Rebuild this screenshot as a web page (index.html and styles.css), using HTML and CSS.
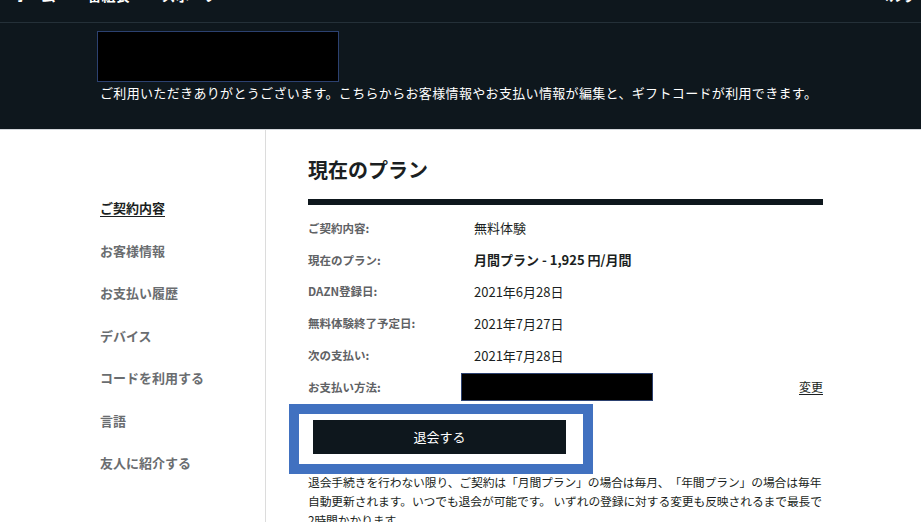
FILE: index.html
```html
<!DOCTYPE html>
<html lang="ja">
<head>
  <meta charset="UTF-8" />
  <meta name="viewport" content="width=device-width, initial-scale=1.0" />
  <title>マイ・アカウント</title>
  <link rel="stylesheet" href="styles.css">
</head>
<body>
  <div class="topbar">
    <div class="topnav">
      <div class="topnav-links">
        <span>ホーム</span>
        <span>番組表</span>
        <span>スポーツ・</span>
      </div>
      <span>ヘルプ</span>
    </div>
  </div>

  <header class="hero">
    <div class="account-name"></div>
    <p class="welcome">ご利用いただきありがとうございます。こちらからお客様情報やお支払い情報が編集と、ギフトコードが利用できます。</p>
  </header>

  <div class="layout">
    <nav class="sidebar">
      <a class="side-link active" href="#">ご契約内容</a>
      <a class="side-link" href="#">お客様情報</a>
      <a class="side-link" href="#">お支払い履歴</a>
      <a class="side-link" href="#">デバイス</a>
      <a class="side-link" href="#">コードを利用する</a>
      <a class="side-link" href="#">言語</a>
      <a class="side-link" href="#">友人に紹介する</a>
    </nav>

    <main class="content">
      <h1 class="plan-title">現在のプラン</h1>
      <div class="plan-bar"></div>

      <div class="plan-row">
        <span class="plan-label">ご契約内容:</span>
        <span class="plan-value">無料体験</span>
      </div>
      <div class="plan-row">
        <span class="plan-label">現在のプラン:</span>
        <span class="plan-value strong">月間プラン - 1,925 円/月間</span>
      </div>
      <div class="plan-row">
        <span class="plan-label">DAZN登録日:</span>
        <span class="plan-value">2021年6月28日</span>
      </div>
      <div class="plan-row">
        <span class="plan-label">無料体験終了予定日:</span>
        <span class="plan-value">2021年7月27日</span>
      </div>
      <div class="plan-row">
        <span class="plan-label">次の支払い:</span>
        <span class="plan-value">2021年7月28日</span>
      </div>
      <div class="plan-row">
        <span class="plan-label">お支払い方法:</span>
        <span class="card-box"></span>
        <a class="change-link" href="#">変更</a>
      </div>

      <div class="cancel-wrap">
        <button class="cancel-btn">退会する</button>
        <span class="marker"></span>
      </div>

      <p class="note">退会手続きを行わない限り、ご契約は「月間プラン」の場合は毎月、「年間プラン」の場合は毎年<br>自動更新されます。いつでも退会が可能です。 いずれの登録に対する変更も反映されるまで最長で<br>2時間かかります。</p>
    </main>
  </div>
</body>
</html>
```

FILE: styles.css
```css
* {
  box-sizing: border-box;
}

body {
  margin: 0;
  background: #fff;
  color: #1b1f22;
  font-family: "Noto Sans CJK JP", "Noto Sans", sans-serif;
}

/* top navigation, scrolled mostly out of view */
.topbar {
  height: 23px;
  background: #0e171d;
  border-bottom: 1px solid #243038;
  overflow: hidden;
}

.topnav {
  margin-top: -15px;
  padding: 0 4px 0 14px;
  display: flex;
  justify-content: space-between;
  color: #fff;
  font-size: 14px;
  font-weight: 700;
  line-height: 20px;
}

.topnav-links {
  display: flex;
  gap: 32px;
}

.hero {
  background: #0e171d;
  height: 107px;
  padding: 8px 0 0 97px;
  border-bottom: 1px solid #d3d7db;
}

.account-name {
  width: 242px;
  height: 51px;
  background: #000;
  border: 1px solid #2c4170;
}

.welcome {
  margin: 2px 0 0 3px;
  color: #fff;
  font-size: 13px;
  letter-spacing: 0.34px;
  line-height: 18px;
}

.layout {
  display: flex;
}

.sidebar {
  width: 266px;
  min-height: 400px;
  border-right: 1px solid #dcdcdc;
  padding: 68px 0 0 100px;
  display: flex;
  flex-direction: column;
}

.side-link {
  color: #6a6d70;
  font-size: 13px;
  font-weight: 700;
  line-height: 20px;
  margin-bottom: 22.5px;
  text-decoration: none;
}

.side-link.active {
  color: #1b1f22;
  text-decoration: underline;
  text-underline-offset: 3px;
}

.content {
  width: 557px;
  padding: 26px 0 0 42px;
}

.plan-title {
  margin: 0;
  font-size: 20px;
  font-weight: 700;
  line-height: 28px;
  color: #1b1f22;
}

.plan-bar {
  height: 6px;
  background: #0e171d;
  margin: 15px 0 7px;
}

.plan-row {
  height: 31.8px;
  display: flex;
  align-items: center;
}

.plan-label {
  width: 166px;
  color: #5f6265;
  font-size: 11.5px;
  font-weight: 700;
}

.plan-value {
  font-size: 13px;
  color: #1b1f22;
}

.plan-value.strong {
  font-weight: 700;
}

.card-box {
  width: 192px;
  height: 28px;
  margin-left: -13px;
  background: #000;
  border: 1px solid #2c4170;
}

.change-link {
  margin-left: auto;
  color: #1b1f22;
  font-size: 12px;
  text-decoration: underline;
  text-underline-offset: 2px;
}

.cancel-wrap {
  position: relative;
  margin: 17px 0 0 5px;
  width: 253px;
}

.cancel-btn {
  width: 253px;
  height: 34px;
  background: #0e171d;
  color: #fff;
  border: none;
  font-family: inherit;
  font-size: 13px;
  display: block;
}

/* highlight drawn around the cancel button */
.marker {
  position: absolute;
  left: -24px;
  top: -16px;
  width: 304px;
  height: 70px;
  border: 10px solid #4171c0;
}

.note {
  margin: 18px -20px 0 0;
  font-size: 11.8px;
  letter-spacing: -0.12px;
  line-height: 19px;
  color: #1b1f22;
  white-space: nowrap;
  text-spacing-trim: space-all;
}
```
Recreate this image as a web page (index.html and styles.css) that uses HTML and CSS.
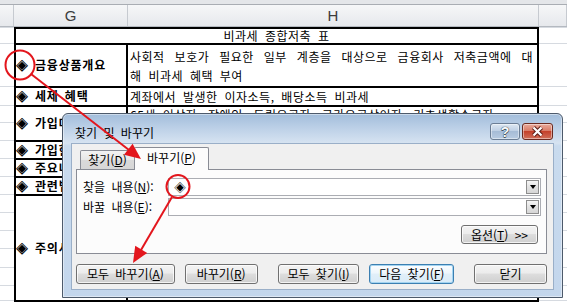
FILE: index.html
```html
<!DOCTYPE html>
<html lang="ko">
<head>
  <meta charset="UTF-8" />
  <meta name="viewport" content="width=device-width, initial-scale=1.0" />
  <title>비과세 종합저축 - 찾기 및 바꾸기</title>
  <link rel="stylesheet" href="styles.css">
</head>
<body>
  <div class="sheet">
    <div class="top-strip"></div>
    <div class="col-head">
      <div class="hd"></div>
      <div class="hd">G</div>
      <div class="hd">H</div>
      <div class="hd"></div>
    </div>

    <div class="grid">
      <!-- 1: title -->
      <div class="out-l"></div>
      <div class="cell sheet-title">비과세 종합저축 표</div>
      <div class="out-r"></div>

      <!-- 2 -->
      <div class="out-l"></div>
      <div class="cell lbl">◈ 금융상품개요</div>
      <div class="cell txt">
        <p class="just">사회적 보호가 필요한 일부 계층을 대상으로 금융회사 저축금액에 대</p>
        <p>해 비과세 혜택 부여</p>
      </div>
      <div class="out-r"></div>

      <!-- 3 -->
      <div class="out-l"></div>
      <div class="cell lbl">◈ 세제 혜택</div>
      <div class="cell txt"><p>계좌에서 발생한 이자소득, 배당소득 비과세</p></div>
      <div class="out-r"></div>

      <!-- 4-5 -->
      <div class="out-l"></div>
      <div class="cell lbl span2">◈ 가입대상</div>
      <div class="cell txt span2">
        <p>65세 이상자, 장애인, 독립유공자, 국가유공상이자, 기초생활수급자</p>
        <p>등 (2014년 12월 31일까지 가입)</p>
      </div>
      <div class="out-r"></div>
      <div class="out-l"></div>
      <div class="out-r"></div>

      <!-- 6 -->
      <div class="out-l"></div>
      <div class="cell lbl">◈ 가입한도</div>
      <div class="cell txt"><p>1인당 3,000만원</p></div>
      <div class="out-r"></div>

      <!-- 7 -->
      <div class="out-l"></div>
      <div class="cell lbl">◈ 주요내용</div>
      <div class="cell txt"><p>예금, 적금, 부금, 보험, 공제, 증권저축 등</p></div>
      <div class="out-r"></div>

      <!-- 8 -->
      <div class="out-l"></div>
      <div class="cell lbl">◈ 관련법규</div>
      <div class="cell txt"><p>조세특례제한법 제88조의2</p></div>
      <div class="out-r"></div>

      <!-- 9-14 -->
      <div class="out-l"></div>
      <div class="cell lbl span6">◈ 주의사항</div>
      <div class="cell txt span6"><p>중도 해지 시에도 비과세 혜택 유지</p></div>
      <div class="out-r"></div>
      <div class="out-l"></div>
      <div class="out-r"></div>
      <div class="out-l"></div>
      <div class="out-r"></div>
      <div class="out-l"></div>
      <div class="out-r"></div>
      <div class="out-l"></div>
      <div class="out-r"></div>
      <div class="out-l"></div>
      <div class="out-r"></div>

      <!-- 15: below table -->
      <div class="out-l"></div>
      <div class="below"></div>
      <div class="out-r"></div>
    </div>
  </div>

  <div class="dialog">
    <div class="titlebar">
      <span class="dlg-title">찾기 및 바꾸기</span>
      <div class="caption-btns">
        <span class="cap help">?</span>
        <span class="cap close">
          <svg width="13" height="11" viewBox="0 0 13 11">
            <path d="M2.5 1.5 L10.5 9.5 M10.5 1.5 L2.5 9.5" stroke="#5b1d15" stroke-width="4.2" fill="none"/>
            <path d="M2.5 1.5 L10.5 9.5 M10.5 1.5 L2.5 9.5" stroke="#fff" stroke-width="2.2" fill="none"/>
          </svg>
        </span>
      </div>
    </div>

    <div class="client">
      <div class="tabs">
        <span class="tab">찾기(<u>D</u>)</span>
        <span class="tab active">바꾸기(<u>P</u>)</span>
      </div>

      <div class="panel">
        <div class="field">
          <label>찾을 내용(<u>N</u>):</label>
          <div class="combo"><span class="val">◈</span><span class="drop"></span></div>
        </div>
        <div class="field">
          <label>바꿀 내용(<u>E</u>):</label>
          <div class="combo"><span class="val"></span><span class="drop"></span></div>
        </div>
        <div class="opt-row">
          <button class="btn btn-options">옵션(<u>T</u>) &gt;&gt;</button>
        </div>
      </div>

      <div class="actions">
        <button class="btn btn-replace-all">모두 바꾸기(<u>A</u>)</button>
        <button class="btn btn-replace">바꾸기(<u>R</u>)</button>
        <button class="btn btn-find-all">모두 찾기(<u>I</u>)</button>
        <button class="btn btn-find-next default">다음 찾기(<u>F</u>)</button>
        <button class="btn btn-close">닫기</button>
      </div>
    </div>
  </div>

  <svg class="marks" width="567" height="305" viewBox="0 0 567 305">
    <g fill="none" stroke="#e3161d" stroke-width="2">
      <circle cx="20" cy="65" r="14.5"/>
      <line x1="31" y1="74" x2="129" y2="150"/>
      <ellipse cx="178" cy="186.5" rx="11.5" ry="11.5"/>
      <line x1="172" y1="197" x2="141" y2="250"/>
    </g>
    <g fill="#e3161d">
      <polygon points="141,159 124,154.7 132.6,143.7"/>
      <polygon points="133,263 135.2,245.7 147.2,252.9"/>
    </g>
  </svg>
</body>
</html>
```

FILE: styles.css
```css
* {
  box-sizing: border-box;
  margin: 0;
  padding: 0;
}

body {
  position: relative;
  width: 567px;
  height: 305px;
  overflow: hidden;
  background: #fff;
  font-family: "Noto Sans CJK KR", "Noto Sans", sans-serif;
  font-size: 12px;
  color: #000;
}

/* ---------- spreadsheet ---------- */

.top-strip {
  height: 5px;
  background: #e4e6e9;
  border-bottom: 1px solid #a9adb3;
}

.col-head {
  display: grid;
  grid-template-columns: 14px 114px 411px 28px;
  height: 22px;
  background: linear-gradient(#f6f7f8, #e6e8ec);
  border-bottom: 1px solid #b4b9c0;
}

.col-head .hd {
  display: flex;
  align-items: center;
  justify-content: center;
  border-right: 1px solid #c6cad0;
  font-family: "Liberation Sans", Arial, sans-serif;
  font-size: 15px;
  color: #3c3c3c;
}

.grid {
  display: grid;
  grid-template-columns: 14px 114px 411px 28px;
  grid-template-rows: 16px 43px 19px 17px 18px 18px 18px 18px 18px 18px 18px 19px 18px 15px 18px;
}

.out-l,
.out-r {
  border-top: 1px solid #d6dae0;
}
.out-l { grid-column: 1; }
.out-r { grid-column: 4; }

.cell {
  border-top: 2px solid #000;
  word-spacing: 3px;
  letter-spacing: 0.5px;
}

.sheet-title {
  grid-column: 2 / 4;
  display: flex;
  align-items: center;
  justify-content: center;
  border-left: 2px solid #000;
  border-right: 2px solid #000;
  line-height: 14px;
}

.lbl {
  grid-column: 2;
  display: flex;
  align-items: center;
  border-left: 2px solid #000;
  border-right: 2px solid #000;
  font-weight: 700;
  letter-spacing: 0.8px;
  word-spacing: 2px;
  white-space: nowrap;
  overflow: hidden;
}

.txt {
  grid-column: 3;
  display: flex;
  flex-direction: column;
  justify-content: center;
  border-right: 2px solid #000;
  padding: 0 4px 0 2px;
  line-height: 19px;
  white-space: nowrap;
}

.txt .just {
  white-space: normal;
  text-align: justify;
  text-align-last: justify;
}

.span2 { grid-row: span 2; }
.span6 { grid-row: span 6; }

.below {
  grid-column: 2 / 4;
  border-top: 2px solid #000;
}

/* ---------- find & replace dialog ---------- */

.dialog {
  position: absolute;
  left: 62px;
  top: 113px;
  width: 501px;
  height: 185px;
  display: flex;
  flex-direction: column;
  padding: 0 8px 7px;
  border: 1px solid #4d5a6b;
  border-radius: 6px 6px 0 0;
  background: linear-gradient(#a2bddb, #bcd0e7 14px, #d6e3f1 29px, #c9dbee 32px, #c3d6ec);
  box-shadow: inset 0 0 0 1px rgba(255, 255, 255, 0.45);
  z-index: 2;
}

.titlebar {
  height: 29px;
  display: flex;
  justify-content: space-between;
  align-items: flex-start;
  padding-left: 4px;
}

.dlg-title {
  margin-top: 11px;
  line-height: 16px;
  word-spacing: 3px;
}

.caption-btns {
  display: flex;
  gap: 2px;
  margin-top: 9px;
  margin-right: 1px;
}

.cap {
  width: 30px;
  height: 17px;
  display: flex;
  align-items: center;
  justify-content: center;
  border: 1px solid #6b7d94;
  border-radius: 3px;
  box-shadow: inset 0 0 0 1px rgba(255, 255, 255, 0.45);
}

.cap.help {
  background: linear-gradient(#dde7f2, #bfd0e4 45%, #a6bcd6 50%, #b8cbe1);
  font-family: "Liberation Sans", Arial, sans-serif;
  font-size: 14px;
  font-weight: 700;
  color: #f7f9fb;
  text-shadow: 0 0 1px #34414f, 0 0 1px #34414f, 0 1px 0 #485869;
}

.cap.close {
  width: 31px;
  border-color: #6b2a20;
  background: linear-gradient(#e9aa9b, #d97c68 45%, #c4412b 50%, #d0705b);
}

.client {
  flex: 1;
  display: flex;
  flex-direction: column;
  padding: 3px 6px 0 4px;
  background: #f0f0f0;
  border: 1px solid #9aafc8;
}

.tabs {
  display: flex;
  align-items: flex-end;
  padding-left: 4px;
}

.tab {
  height: 19px;
  width: 55px;
  display: flex;
  align-items: center;
  justify-content: center;
  border: 1px solid #898c95;
  border-bottom: none;
  border-radius: 2px 2px 0 0;
  background: linear-gradient(#f3f3f3, #e6e6e6 50%, #dadada 50%, #d6d6d6);
  line-height: 14px;
}

.tab.active {
  position: relative;
  z-index: 1;
  width: 75px;
  height: 23px;
  margin-left: -1px;
  margin-bottom: -1px;
  padding-bottom: 2px;
  background: #fcfcfc;
}

.panel {
  height: 85px;
  padding: 8px 5px 0 6px;
  background: #fcfcfc;
  border: 1px solid #898c95;
}

.field {
  display: flex;
  align-items: center;
  height: 18px;
  margin-bottom: 2px;
}

.field label {
  flex: 0 0 85px;
  word-spacing: 3px;
  line-height: 14px;
}

.combo {
  width: 373px;
  height: 18px;
  display: flex;
  align-items: center;
  justify-content: space-between;
  padding: 1px;
  background: #fff;
  border: 1px solid #abadb3;
}

.combo .val {
  padding-left: 4px;
  line-height: 14px;
}

.combo .drop {
  width: 13px;
  height: 14px;
  display: flex;
  align-items: center;
  justify-content: center;
  border: 1px solid #8d8d8d;
  background: linear-gradient(#f6f6f6, #e2e2e2 50%, #d6d6d6);
}

.combo .drop::after {
  content: "";
  border-left: 3.5px solid transparent;
  border-right: 3.5px solid transparent;
  border-top: 4px solid #000;
}

.opt-row {
  display: flex;
  justify-content: flex-end;
  margin-top: 9px;
  padding-right: 3px;
}

.btn {
  height: 20px;
  display: flex;
  align-items: center;
  justify-content: center;
  border: 1px solid #707070;
  border-radius: 3px;
  background: linear-gradient(#f3f3f3, #ececec 45%, #dddddd 50%, #cfcfcf);
  box-shadow: inset 0 0 0 1px rgba(255, 255, 255, 0.75);
  font: 12px "Noto Sans CJK KR", "Noto Sans", sans-serif;
  line-height: 14px;
  word-spacing: 3px;
  color: #000;
}

.btn.default {
  border-color: #3c7fb1;
  background: linear-gradient(#fbfdff, #eef6fc 45%, #e1eff9 50%, #d9ebf8);
  box-shadow: inset 0 0 0 1px #a3d4f1;
}

.btn-options { width: 77px; height: 19px; }

.actions {
  display: flex;
  margin-top: 10px;
}

.btn-replace-all { width: 99px; }
.btn-replace { width: 73px; margin-left: 10px; }
.btn-find-all { width: 82px; margin-left: 20px; }
.btn-find-next { width: 85px; margin-left: 10px; }
.btn-close { width: 73px; margin-left: 20px; }

/* ---------- red annotations ---------- */

.marks {
  position: absolute;
  left: 0;
  top: 0;
  z-index: 3;
  pointer-events: none;
}
```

++++

• **Objective**:
From the listing above, copy every line that includes the word "page".

• **Result of this exercise**:
Rebuild this screenshot as a web page (index.html and styles.css), using HTML and CSS.
Recreate this image as a web page (index.html and styles.css) that uses HTML and CSS.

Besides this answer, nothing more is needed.